**EXERCISE OBJECTIVE**
Take the line containing "Generate a component" as the first line and the line containing "const RED = '#d6372e'" as the last, and output that span verbatim without any images.

**STORED DATA**
────────────────────

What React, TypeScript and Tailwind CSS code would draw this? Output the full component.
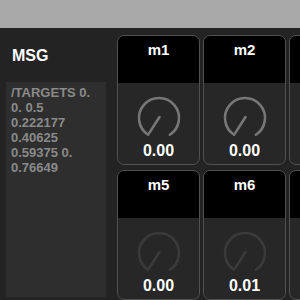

────────────────────

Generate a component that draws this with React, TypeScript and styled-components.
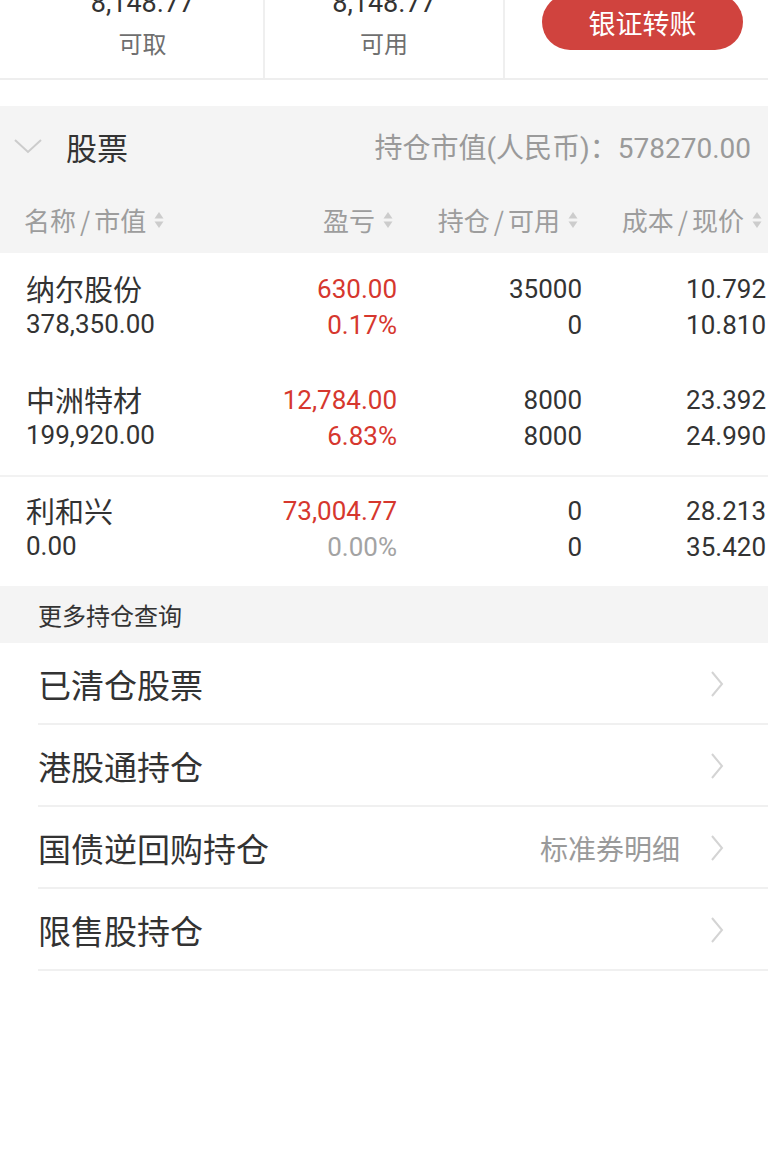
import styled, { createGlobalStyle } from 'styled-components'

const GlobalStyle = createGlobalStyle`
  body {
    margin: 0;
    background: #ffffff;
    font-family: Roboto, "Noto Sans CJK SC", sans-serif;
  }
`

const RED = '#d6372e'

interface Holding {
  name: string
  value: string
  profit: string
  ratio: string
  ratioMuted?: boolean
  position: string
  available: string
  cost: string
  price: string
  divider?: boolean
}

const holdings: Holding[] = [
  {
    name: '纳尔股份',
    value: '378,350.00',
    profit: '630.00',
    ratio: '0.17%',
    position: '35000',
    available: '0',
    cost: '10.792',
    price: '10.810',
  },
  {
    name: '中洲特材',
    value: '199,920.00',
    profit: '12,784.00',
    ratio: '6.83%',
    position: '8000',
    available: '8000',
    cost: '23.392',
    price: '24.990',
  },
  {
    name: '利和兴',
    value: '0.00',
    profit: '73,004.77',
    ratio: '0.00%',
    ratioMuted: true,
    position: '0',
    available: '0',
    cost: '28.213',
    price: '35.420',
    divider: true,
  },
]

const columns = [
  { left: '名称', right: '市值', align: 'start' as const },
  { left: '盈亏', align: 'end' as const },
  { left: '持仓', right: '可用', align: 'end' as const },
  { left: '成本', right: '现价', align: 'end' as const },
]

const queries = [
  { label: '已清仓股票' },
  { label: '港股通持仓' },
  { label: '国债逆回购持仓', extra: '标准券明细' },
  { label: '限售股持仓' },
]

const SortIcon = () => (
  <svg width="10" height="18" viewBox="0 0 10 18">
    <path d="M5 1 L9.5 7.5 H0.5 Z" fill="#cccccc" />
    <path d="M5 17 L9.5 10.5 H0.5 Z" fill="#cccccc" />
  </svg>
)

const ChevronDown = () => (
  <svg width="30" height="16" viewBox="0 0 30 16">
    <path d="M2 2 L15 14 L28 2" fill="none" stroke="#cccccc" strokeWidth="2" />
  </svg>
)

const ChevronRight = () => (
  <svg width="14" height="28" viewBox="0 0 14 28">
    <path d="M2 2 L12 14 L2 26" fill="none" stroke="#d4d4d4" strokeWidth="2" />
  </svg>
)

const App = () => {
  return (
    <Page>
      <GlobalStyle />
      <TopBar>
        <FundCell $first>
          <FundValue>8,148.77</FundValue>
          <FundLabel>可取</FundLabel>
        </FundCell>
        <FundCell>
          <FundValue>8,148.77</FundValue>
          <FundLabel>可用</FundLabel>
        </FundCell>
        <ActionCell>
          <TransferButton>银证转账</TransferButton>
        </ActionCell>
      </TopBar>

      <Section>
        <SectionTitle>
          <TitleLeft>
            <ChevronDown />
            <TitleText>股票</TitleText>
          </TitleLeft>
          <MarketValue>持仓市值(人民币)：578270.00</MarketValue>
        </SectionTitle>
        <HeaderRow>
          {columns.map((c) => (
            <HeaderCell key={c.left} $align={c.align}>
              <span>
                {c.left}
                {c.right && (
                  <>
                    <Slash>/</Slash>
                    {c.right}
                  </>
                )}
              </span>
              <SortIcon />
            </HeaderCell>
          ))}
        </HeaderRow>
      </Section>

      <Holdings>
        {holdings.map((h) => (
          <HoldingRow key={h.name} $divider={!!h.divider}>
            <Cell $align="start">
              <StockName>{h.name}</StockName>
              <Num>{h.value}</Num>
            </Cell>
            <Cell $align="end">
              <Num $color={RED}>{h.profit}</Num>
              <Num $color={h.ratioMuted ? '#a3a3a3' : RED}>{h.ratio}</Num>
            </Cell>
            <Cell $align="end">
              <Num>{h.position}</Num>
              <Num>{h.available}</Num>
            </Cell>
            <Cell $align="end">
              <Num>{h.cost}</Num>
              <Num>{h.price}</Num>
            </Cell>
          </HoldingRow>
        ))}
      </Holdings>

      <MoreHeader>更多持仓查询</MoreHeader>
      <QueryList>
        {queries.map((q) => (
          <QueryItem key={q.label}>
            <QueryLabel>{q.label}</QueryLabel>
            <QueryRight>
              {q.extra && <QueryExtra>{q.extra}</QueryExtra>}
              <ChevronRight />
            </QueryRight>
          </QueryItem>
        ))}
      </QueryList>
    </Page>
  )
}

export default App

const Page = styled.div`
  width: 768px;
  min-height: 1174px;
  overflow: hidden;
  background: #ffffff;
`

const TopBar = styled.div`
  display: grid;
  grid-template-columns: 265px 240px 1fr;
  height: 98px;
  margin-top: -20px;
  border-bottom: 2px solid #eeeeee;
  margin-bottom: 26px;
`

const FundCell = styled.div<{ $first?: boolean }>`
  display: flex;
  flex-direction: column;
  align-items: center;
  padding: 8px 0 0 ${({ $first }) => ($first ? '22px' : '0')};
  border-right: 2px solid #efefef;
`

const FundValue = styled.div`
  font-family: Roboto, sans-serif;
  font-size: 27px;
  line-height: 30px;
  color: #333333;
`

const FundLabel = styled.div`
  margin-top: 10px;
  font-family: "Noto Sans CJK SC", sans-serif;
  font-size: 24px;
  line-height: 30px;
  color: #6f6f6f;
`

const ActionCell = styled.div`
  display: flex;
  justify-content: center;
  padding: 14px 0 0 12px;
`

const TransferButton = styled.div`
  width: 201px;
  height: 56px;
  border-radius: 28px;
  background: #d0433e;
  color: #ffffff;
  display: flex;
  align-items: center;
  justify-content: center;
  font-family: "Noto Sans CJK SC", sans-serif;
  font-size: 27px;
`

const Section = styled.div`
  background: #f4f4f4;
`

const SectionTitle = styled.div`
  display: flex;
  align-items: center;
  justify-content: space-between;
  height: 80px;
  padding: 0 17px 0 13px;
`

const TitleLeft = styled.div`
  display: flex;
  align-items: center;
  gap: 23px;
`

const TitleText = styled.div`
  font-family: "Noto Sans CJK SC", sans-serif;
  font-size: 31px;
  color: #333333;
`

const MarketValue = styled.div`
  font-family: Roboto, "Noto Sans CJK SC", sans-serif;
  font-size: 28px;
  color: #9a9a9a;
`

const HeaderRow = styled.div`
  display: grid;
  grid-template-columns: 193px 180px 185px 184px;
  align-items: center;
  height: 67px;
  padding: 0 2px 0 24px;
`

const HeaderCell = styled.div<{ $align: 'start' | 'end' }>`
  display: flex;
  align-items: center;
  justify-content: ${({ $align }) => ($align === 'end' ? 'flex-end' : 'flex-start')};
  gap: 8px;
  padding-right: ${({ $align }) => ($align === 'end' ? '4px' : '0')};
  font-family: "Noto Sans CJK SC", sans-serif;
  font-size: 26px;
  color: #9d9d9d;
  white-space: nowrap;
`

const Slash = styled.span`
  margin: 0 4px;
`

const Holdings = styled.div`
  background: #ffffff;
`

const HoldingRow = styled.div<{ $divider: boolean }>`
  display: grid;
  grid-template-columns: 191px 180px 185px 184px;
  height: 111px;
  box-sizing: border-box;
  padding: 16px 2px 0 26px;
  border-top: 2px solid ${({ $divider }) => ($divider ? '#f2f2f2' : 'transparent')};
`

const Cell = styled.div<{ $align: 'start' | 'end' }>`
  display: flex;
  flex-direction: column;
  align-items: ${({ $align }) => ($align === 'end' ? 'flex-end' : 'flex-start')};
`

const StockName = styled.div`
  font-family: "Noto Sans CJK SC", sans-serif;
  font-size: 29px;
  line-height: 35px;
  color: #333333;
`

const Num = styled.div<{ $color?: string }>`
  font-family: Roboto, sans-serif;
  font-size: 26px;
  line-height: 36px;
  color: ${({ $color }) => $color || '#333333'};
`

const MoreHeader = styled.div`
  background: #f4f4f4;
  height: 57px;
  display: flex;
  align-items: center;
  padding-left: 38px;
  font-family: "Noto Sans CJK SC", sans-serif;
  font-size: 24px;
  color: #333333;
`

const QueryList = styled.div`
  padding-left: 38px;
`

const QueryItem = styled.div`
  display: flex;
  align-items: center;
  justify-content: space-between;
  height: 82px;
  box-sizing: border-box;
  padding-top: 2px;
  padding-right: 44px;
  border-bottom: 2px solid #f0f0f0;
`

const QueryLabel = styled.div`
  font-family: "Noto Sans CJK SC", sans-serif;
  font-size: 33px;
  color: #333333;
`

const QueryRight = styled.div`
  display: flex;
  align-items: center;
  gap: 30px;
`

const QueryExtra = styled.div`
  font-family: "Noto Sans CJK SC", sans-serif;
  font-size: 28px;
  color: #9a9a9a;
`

────────────────────

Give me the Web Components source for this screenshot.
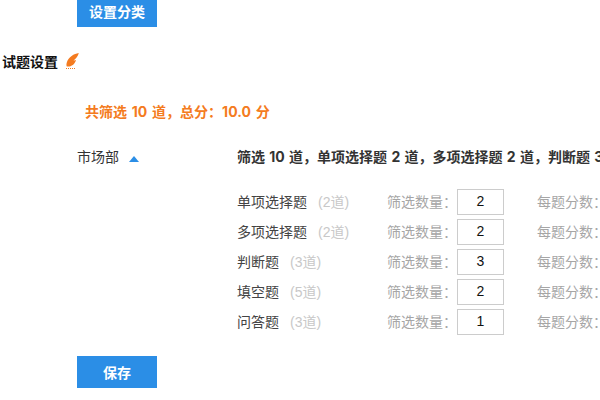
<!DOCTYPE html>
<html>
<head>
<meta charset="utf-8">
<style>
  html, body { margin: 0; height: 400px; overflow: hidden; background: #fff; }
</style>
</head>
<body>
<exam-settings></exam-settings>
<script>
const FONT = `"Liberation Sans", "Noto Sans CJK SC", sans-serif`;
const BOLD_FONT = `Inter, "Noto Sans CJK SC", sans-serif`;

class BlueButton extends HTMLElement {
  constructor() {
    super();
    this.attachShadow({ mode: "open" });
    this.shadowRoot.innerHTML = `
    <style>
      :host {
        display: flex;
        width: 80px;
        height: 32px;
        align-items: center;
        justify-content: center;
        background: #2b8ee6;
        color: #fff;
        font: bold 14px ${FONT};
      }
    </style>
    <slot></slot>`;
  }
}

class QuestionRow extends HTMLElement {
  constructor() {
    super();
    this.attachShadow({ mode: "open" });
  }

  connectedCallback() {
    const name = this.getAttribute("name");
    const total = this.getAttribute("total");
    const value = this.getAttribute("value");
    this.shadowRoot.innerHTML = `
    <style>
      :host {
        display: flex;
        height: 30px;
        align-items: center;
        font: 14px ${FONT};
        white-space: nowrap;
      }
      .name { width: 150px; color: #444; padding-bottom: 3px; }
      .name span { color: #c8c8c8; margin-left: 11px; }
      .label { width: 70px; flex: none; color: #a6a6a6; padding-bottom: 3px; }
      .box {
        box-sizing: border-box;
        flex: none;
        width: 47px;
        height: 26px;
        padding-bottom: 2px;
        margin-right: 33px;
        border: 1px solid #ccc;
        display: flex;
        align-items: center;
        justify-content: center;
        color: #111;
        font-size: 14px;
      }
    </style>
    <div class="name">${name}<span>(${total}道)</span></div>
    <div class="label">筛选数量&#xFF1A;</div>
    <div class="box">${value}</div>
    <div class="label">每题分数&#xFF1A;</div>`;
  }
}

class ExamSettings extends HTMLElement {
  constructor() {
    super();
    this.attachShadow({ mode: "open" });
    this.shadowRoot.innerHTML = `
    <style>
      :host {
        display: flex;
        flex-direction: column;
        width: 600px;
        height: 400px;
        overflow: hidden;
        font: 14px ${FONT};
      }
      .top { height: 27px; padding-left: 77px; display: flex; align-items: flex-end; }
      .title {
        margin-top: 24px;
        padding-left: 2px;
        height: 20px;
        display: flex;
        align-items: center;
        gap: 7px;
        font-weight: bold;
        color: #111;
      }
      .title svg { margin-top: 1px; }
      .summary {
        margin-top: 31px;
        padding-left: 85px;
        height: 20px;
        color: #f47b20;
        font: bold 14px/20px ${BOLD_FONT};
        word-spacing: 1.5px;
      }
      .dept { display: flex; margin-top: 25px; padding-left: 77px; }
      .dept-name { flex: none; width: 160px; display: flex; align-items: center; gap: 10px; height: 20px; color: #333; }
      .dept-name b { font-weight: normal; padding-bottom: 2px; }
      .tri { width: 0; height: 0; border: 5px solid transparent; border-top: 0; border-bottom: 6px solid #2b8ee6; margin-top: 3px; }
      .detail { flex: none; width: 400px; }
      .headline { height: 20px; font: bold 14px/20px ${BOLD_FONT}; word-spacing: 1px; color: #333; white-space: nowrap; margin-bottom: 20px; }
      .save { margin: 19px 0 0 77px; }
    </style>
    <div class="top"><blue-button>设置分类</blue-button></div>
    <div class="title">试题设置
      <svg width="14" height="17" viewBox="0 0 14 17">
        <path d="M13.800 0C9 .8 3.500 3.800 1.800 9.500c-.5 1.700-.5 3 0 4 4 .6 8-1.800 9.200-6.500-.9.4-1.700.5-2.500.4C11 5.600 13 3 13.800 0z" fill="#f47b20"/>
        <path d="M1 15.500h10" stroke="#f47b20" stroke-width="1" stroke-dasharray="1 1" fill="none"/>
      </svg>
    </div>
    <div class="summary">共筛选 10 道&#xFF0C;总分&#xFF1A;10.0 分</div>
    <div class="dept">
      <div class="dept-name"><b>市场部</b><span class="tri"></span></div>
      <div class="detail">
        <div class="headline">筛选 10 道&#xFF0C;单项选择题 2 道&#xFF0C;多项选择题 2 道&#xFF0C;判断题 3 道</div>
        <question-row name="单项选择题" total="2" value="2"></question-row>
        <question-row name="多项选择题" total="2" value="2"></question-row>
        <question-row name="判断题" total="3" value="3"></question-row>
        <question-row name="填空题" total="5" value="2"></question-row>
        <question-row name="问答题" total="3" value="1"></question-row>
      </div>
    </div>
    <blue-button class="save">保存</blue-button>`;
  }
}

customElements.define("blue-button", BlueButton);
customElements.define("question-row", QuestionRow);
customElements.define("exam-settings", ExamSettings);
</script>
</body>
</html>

────────────────────

**SOLUTION TO THIS TASK**
Generate a component that draws this with React, TypeScript and styled-components.
import styled, { createGlobalStyle } from 'styled-components'

const GlobalStyle = createGlobalStyle`
  body {
    margin: 0;
    background: #ffffff;
    font-family: Roboto, "Noto Sans CJK SC", sans-serif;
  }
`

const RED = '#d6372e'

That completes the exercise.